También habrá que rejerarquizar las redes de carreteras y ferrocarriles, pensarlas para transportar otras cosas y de forma distinta mediante vehículos diferentes y sin motores de explosión, porque como muy bien no se cansa de repetir Joan Majó, exministro de Industria, el ciclo de Carnot condena a los motores térmicos a la más lamentable de las ineficiencias (solo un 15% de la energía del petróleo a pie de yacimiento genera trabajo físico en el árbol de transmisión). La electricidad se perfila como el vector energético por antonomasia, bastará con que la automoción, que se lleva el 40% de toda la energía primaria consumida (el 95% del petróleo), se electrifique. La propia red de recarga será una nueva infraestructura. Lógicamente, se precisarán más líneas de transporte eléctrico. O más centros de generación distribuida, si las economías de escala lo permiten. Y más instalaciones para capturar energías libres. Tal vez más centrales nucleares, lo que me inquieta. Habría que ir pensando en todo ello. O mejor: habría que irlo proyectando.
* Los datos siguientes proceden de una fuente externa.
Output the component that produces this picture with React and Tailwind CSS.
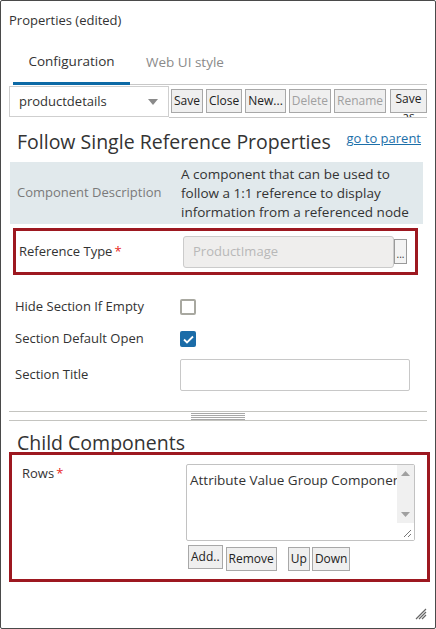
import React from 'react';

const font = { fontFamily: '"Open Sans", "Noto Sans", sans-serif' };

function ToolButton({ children, disabled }) {
  return (
    <button
      className={`h-[24px] px-[2px] bg-[#efefef] border border-[#a8a8a8] text-[12px] leading-[20px] ${
        disabled ? 'text-[#a0a0a0]' : 'text-[#222]'
      }`}
    >
      {children}
    </button>
  );
}

function Checkbox({ checked }) {
  if (checked) {
    return (
      <div className="w-[16px] h-[16px] rounded-[2px] bg-[#1b6ca8] flex items-center justify-center">
        <svg width="11" height="9" viewBox="0 0 11 9">
          <path d="M1 4.5 L4 7.5 L10 1.5" fill="none" stroke="white" strokeWidth="1.8" />
        </svg>
      </div>
    );
  }
  return <div className="w-[16px] h-[16px] rounded-[2px] border-2 border-[#a8a8a0] bg-white" />;
}

export default function App() {
  return (
    <div
      style={font}
      className="w-[436px] h-[629px] bg-white border border-[#4a4a4a] rounded-[2px] relative overflow-hidden text-[#333] box-border"
    >
      {/* TITLE */}
      <div className="pl-[8px] pt-[10px] text-[13px] leading-[18px]">Properties (edited)</div>

      {/* TABS */}
      <div className="flex items-end ml-[12px] mr-[8px] mt-[15px]">
        <div className="w-[117px] h-[41px] flex items-center justify-center border-b-[3px] border-[#0d6aa6] text-[13.5px] pb-[3px]">
          Configuration
        </div>
        <div className="flex-1 h-[41px] flex items-center border-b border-[#c8c8c8] pb-[4px]">
          <span className="ml-[16px] text-[13.5px] text-[#8a8a8a]">Web UI style</span>
        </div>
      </div>

      {/* TOOLBAR */}
      <div className="flex ml-[8px] mr-[8px]">
        <div className="mt-[1px] w-[160px] h-[31px] border border-[#cfcfcf] flex items-center justify-between pl-[9px] pr-[10px] text-[13px]">
          <span>productdetails</span>
          <svg width="10" height="6" viewBox="0 0 10 6">
            <path d="M0 0 L10 0 L5 6 Z" fill="#8a8a8a" />
          </svg>
        </div>
        <div className="flex-1 h-[33px] border-b border-[#c8c8c8] flex items-start gap-[3px] pt-[4px] pl-[2px] overflow-hidden">
          <ToolButton>Save</ToolButton>
          <ToolButton>Close</ToolButton>
          <ToolButton>New...</ToolButton>
          <ToolButton disabled>Delete</ToolButton>
          <ToolButton disabled>Rename</ToolButton>
          <button className="ml-[1px] w-[43px] h-[24px] bg-[#efefef] border border-[#a8a8a8] text-[12px] leading-[18px] text-[#222] flex flex-col items-center">
            <span>Save</span>
            <span>as</span>
          </button>
        </div>
      </div>

      {/* HEADING */}
      <div className="flex items-start justify-between pl-[16px] pr-[14px] mt-[10px]">
        <h1 className="text-[19.5px] leading-[28px]">Follow Single Reference Properties</h1>
        <a className="text-[13px] leading-[18px] text-[#1c6fa9] underline mt-[1px]">go to parent</a>
      </div>

      {/* DESCRIPTION */}
      <div className="mx-[9px] mr-[12px] mt-[6px] h-[62px] bg-[#e1e9ec] flex items-center">
        <div className="w-[171px] pl-[7px] text-[13px] text-[#7a7a7a]">Component Description</div>
        <div className="flex-1 pr-[6px] text-[13.5px] leading-[19px] text-[#333]">
          A component that can be used to follow a 1:1 reference to display information from a referenced node
        </div>
      </div>

      {/* REFERENCE TYPE */}
      <div className="ml-[12px] w-[405px] mt-[4px] h-[47px] border-[3px] border-[#9d1820] flex items-center">
        <div className="w-[167px] pl-[3px] text-[13px] flex">
          Reference Type<span className="text-[#e8281e] ml-[2px]">*</span>
        </div>
        <div className="w-[211px] h-[32px] bg-[#efeeed] border border-[#cbcbcb] rounded-[3px] flex items-center pl-[9px] text-[13px] text-[#b8b8b8]">
          ProductImage
        </div>
        <div className="w-[13px] h-[25px] border border-[#9a9a9a] bg-[#f3f3f3] text-[10px] leading-[28px] text-center">
          ...
        </div>
      </div>

      {/* CHECKBOX ROWS */}
      <div className="pl-[14px] mt-[16px] flex flex-col">
        <div className="flex items-center h-[32px]">
          <div className="w-[165px] text-[13px]">Hide Section If Empty</div>
          <Checkbox />
        </div>
        <div className="flex items-center h-[32px]">
          <div className="w-[165px] text-[13px]">Section Default Open</div>
          <Checkbox checked />
        </div>
        <div className="flex items-center h-[40px]">
          <div className="w-[165px] text-[13px]">Section Title</div>
          <div className="w-[230px] h-[32px] border border-[#c8c8c8] rounded-[2px]" />
        </div>
      </div>

      {/* SPLITTER */}
      <div className="mx-[8px] mr-[8px] mt-[16px] h-[10px] border-y border-[#c4c4c0] flex justify-center">
        <div className="w-[54px] flex flex-col gap-[1px] mt-[1px]">
          <div className="h-px bg-[#a8a8a8]" />
          <div className="h-px bg-[#a8a8a8]" />
          <div className="h-px bg-[#a8a8a8]" />
          <div className="h-px bg-[#a8a8a8]" />
        </div>
      </div>

      {/* CHILD COMPONENTS */}
      <h2 className="pl-[16px] mt-[9px] text-[19.5px] leading-[26px]">Child Components</h2>
      <div className="relative bg-white -mt-[4px] ml-[8px] w-[421px] h-[130px] border-[3px] border-[#9d1820] flex pt-[9px]">
        <div className="w-[174px] pl-[10px] text-[13px] flex items-start">
          Rows<span className="text-[#e8281e] ml-[2px]">*</span>
        </div>
        <div className="flex flex-col">
          <div className="w-[229px] h-[77px] border border-[#c2c2c2] rounded-[2px] flex">
            <div className="flex-1 pl-[3px] pt-[5px] text-[13.5px] whitespace-nowrap overflow-hidden">
              Attribute Value Group Component
            </div>
            <div className="w-[17px] flex flex-col bg-[#f0f0f0]">
              <div className="h-[17px] flex items-center justify-center">
                <svg width="9" height="5" viewBox="0 0 9 5">
                  <path d="M0 5 L9 5 L4.5 0 Z" fill="#a0a0a0" />
                </svg>
              </div>
              <div className="flex-1" />
              <div className="h-[17px] flex items-center justify-center">
                <svg width="9" height="5" viewBox="0 0 9 5">
                  <path d="M0 0 L9 0 L4.5 5 Z" fill="#a0a0a0" />
                </svg>
              </div>
              <div className="h-[17px] bg-white flex items-end justify-end p-[2px]">
                <svg width="10" height="10" viewBox="0 0 10 10">
                  <path d="M9 2 L2 9 M9 6 L6 9" stroke="#777" strokeWidth="1" />
                </svg>
              </div>
            </div>
          </div>
          <div className="flex mt-[4px] ml-[2px]">
            <ToolButton>Add..</ToolButton>
            <div className="ml-[3px]"><ToolButton>Remove</ToolButton></div>
            <div className="ml-[11px]"><ToolButton>Up</ToolButton></div>
            <div className="ml-[2px]"><ToolButton>Down</ToolButton></div>
          </div>
        </div>
      </div>

      {/* RESIZE GRIP */}
      <svg className="absolute right-[8px] bottom-[8px]" width="12" height="12" viewBox="0 0 12 12">
        <path d="M11 1 L1 11 M11 4 L4 11 M11 7 L7 11" stroke="#666" strokeWidth="1.2" />
      </svg>
    </div>
  );
}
Contrariando voluntades retrógradas, eso sí. Aún son mayoría. En la democratizada sociedad del conocimiento, paradójicamente, el saber de los expertos se minusvalora ante la opinión general (que cree saber lo que puede querer y exigir). Los expertos ya no tendrán que ilustrar a las autoridades, sino convencer a la gente. Los mecanismos de comunicación auténtica, de verdad participativos, y más todavía los de corresponsabilización, serán básicos. Es lo contrario del despotismo del que venimos o de la demagogia populista en que nos hallamos.

Antón Costas se refiere a menudo al pensamiento de Henri de Saint-Simon, reacio a reducir el gobierno de los humanos a la administración de las cosas. Construir infraestructuras y luego pensarlas sería la pobre condición que Saint-Simon combatía avant la lettre, ya antes de que la revolución industrial comenzara a hundirse en el lodazal de instrumentos confundidos con finalidades. Hoy, en él estamos de lleno.

Ramon Folch, socioecólogo. Director general de ERF.